A shiver had run up her back. Would she feel the same way after her two years? If she was allowed two years. And when did her thoughts turn from “have to go” to “be allowed to go”? This was one of those things that needed some thinking time.

THAT NIGHT IN her room with the door to the veranda open and grateful for a screen door that foiled the nightly insects, she took out the journal she jotted in occasionally and wrote her question:
Have
to go or be allowed to go?
She wrote the date.
April 21, 1904.

Today I realized that I have had a change in my attitude toward serving in Africa. All along I’ve been not wanting to go there, but only to return to Blessing. Now I realize that going there to serve those far less fortunate than us is a privilege, and if this is God’s will, I will go joyfully.

She studied that last word—
joyfully
. Did she really feel that, or was it just a nice or good thing to say? There was a difference between going and going joyfully.
Lord God, when did I turn into such a thinker?
She smiled at that one. Maybe that was one of the reasons she was here—to learn to think, to ponder, to memorize God’s Word and let it sink deep into her most secret places, as the psalmist said. Feed on the Word.
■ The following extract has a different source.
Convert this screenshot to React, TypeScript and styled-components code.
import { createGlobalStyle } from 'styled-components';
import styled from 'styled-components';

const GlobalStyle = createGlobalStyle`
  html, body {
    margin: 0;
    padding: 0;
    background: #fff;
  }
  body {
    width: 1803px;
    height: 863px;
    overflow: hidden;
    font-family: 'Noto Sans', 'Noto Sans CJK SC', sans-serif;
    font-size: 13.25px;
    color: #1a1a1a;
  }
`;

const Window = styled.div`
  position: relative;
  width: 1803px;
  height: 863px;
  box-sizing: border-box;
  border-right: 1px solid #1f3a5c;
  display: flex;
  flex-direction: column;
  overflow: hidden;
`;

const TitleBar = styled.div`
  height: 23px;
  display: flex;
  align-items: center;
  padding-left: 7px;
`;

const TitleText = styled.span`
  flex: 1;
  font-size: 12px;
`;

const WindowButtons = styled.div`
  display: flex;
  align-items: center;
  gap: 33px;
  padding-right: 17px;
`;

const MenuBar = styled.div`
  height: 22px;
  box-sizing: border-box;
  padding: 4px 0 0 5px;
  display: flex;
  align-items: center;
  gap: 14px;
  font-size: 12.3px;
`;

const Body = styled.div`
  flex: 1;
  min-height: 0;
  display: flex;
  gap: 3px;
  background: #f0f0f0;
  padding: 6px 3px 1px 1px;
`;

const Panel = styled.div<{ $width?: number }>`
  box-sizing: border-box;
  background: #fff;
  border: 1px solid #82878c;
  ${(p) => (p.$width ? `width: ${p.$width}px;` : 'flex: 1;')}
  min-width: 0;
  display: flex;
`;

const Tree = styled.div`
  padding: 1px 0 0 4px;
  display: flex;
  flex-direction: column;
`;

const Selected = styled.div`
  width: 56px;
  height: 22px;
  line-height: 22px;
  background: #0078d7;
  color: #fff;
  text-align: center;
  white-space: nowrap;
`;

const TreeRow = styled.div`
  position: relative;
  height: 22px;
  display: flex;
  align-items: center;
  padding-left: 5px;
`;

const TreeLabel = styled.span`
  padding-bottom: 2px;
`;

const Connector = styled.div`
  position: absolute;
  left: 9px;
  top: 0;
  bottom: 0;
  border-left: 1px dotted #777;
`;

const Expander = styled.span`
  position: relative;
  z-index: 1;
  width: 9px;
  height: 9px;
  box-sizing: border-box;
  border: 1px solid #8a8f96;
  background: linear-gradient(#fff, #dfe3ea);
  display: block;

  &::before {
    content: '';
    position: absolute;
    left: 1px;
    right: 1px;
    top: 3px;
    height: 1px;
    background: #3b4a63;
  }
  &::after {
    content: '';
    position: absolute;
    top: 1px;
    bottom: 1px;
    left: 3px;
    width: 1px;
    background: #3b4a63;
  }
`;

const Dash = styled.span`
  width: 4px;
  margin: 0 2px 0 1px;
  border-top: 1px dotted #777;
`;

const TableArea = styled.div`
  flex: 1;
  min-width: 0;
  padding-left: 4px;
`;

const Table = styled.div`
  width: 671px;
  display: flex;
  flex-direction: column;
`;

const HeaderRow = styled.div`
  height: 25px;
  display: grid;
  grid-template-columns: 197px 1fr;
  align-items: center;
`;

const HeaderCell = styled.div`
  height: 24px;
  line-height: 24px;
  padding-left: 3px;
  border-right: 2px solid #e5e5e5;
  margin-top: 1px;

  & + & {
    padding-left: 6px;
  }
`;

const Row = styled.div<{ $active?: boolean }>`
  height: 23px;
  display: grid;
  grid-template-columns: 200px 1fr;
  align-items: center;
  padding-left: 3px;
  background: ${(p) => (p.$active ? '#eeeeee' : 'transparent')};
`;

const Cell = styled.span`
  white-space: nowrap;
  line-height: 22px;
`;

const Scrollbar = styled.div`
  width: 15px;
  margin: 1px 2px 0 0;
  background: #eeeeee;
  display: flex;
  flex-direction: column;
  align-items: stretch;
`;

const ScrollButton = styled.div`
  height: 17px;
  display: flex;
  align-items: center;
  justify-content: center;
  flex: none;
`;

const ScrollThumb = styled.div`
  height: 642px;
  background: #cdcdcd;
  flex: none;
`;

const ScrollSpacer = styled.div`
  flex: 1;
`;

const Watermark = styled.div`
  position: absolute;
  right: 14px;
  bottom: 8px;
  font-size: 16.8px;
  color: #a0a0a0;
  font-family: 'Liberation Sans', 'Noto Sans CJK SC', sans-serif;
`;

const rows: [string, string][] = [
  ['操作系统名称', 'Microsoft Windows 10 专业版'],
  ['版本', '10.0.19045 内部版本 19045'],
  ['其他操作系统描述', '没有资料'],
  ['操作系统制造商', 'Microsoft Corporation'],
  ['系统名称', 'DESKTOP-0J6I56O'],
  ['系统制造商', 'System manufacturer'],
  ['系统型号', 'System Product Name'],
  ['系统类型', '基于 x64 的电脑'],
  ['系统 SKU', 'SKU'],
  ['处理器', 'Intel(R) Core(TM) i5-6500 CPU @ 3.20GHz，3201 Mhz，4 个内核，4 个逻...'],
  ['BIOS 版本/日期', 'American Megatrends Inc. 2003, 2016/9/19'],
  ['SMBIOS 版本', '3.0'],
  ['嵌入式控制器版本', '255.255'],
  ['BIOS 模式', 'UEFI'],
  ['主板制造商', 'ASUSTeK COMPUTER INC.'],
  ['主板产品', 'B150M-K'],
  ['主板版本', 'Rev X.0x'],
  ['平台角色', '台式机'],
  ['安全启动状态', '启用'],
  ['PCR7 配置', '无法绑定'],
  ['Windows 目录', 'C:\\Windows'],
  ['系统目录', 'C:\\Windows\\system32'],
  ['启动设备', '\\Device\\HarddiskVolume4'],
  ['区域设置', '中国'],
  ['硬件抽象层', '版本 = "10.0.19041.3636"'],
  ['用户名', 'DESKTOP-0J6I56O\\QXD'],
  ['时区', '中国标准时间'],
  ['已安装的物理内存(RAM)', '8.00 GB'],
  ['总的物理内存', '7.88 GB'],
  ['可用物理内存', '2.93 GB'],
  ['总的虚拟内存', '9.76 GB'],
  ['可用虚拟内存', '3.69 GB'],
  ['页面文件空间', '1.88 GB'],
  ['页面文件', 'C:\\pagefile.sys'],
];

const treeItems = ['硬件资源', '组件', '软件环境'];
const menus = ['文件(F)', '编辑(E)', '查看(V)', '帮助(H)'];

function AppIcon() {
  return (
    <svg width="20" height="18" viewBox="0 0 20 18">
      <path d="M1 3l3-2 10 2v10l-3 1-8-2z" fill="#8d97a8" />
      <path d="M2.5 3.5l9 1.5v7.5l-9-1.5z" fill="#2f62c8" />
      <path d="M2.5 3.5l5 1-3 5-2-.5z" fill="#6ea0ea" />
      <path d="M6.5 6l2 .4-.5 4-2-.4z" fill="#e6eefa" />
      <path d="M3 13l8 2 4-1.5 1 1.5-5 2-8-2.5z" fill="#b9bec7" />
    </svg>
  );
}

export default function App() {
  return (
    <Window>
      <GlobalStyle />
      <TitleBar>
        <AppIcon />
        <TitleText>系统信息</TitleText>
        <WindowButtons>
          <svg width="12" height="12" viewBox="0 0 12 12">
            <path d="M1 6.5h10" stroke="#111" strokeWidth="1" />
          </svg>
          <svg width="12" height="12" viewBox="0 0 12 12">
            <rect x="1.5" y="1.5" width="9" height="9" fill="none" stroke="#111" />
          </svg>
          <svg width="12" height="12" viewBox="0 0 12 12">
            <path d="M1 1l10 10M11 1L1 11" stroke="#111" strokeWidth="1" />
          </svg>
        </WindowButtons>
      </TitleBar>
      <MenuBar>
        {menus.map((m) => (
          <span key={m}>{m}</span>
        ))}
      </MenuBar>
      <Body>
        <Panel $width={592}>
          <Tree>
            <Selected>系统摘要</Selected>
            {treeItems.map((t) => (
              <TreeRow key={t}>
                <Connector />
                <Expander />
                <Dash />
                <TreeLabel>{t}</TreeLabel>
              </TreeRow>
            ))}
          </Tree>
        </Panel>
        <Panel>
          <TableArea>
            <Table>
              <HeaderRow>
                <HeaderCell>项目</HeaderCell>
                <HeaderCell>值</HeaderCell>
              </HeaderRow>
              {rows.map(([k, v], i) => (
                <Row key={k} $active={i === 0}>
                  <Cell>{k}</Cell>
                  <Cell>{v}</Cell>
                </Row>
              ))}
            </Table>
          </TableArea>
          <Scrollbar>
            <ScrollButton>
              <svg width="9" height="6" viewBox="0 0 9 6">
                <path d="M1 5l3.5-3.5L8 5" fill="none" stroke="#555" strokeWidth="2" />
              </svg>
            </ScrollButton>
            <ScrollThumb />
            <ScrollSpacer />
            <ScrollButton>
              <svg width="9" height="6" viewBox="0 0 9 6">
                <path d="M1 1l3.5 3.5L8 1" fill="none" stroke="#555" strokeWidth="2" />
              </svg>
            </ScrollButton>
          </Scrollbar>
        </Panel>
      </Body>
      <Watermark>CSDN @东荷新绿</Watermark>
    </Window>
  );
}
She sighed and closed her journal, picking up her Bible instead. Tonight she wanted to finish memorizing James. So turning to James chapter one, she closed her eyes and repeated it from memory, then on to chapter two, only stumbling in two places and sneaking a peek to correct herself. She read through the first half, remembering when Pastor Solberg talked about the tongue and the evil it could do. The part about the bit on a horse in chapter three was very clear to her, after having worked with horses through the years. How many times had she wished she’d not said something? After she had the first part finished, she picked up her writing pad and pencil. She’d thought of sitting at the desk with an ink pen and well, but a pencil was so much easier.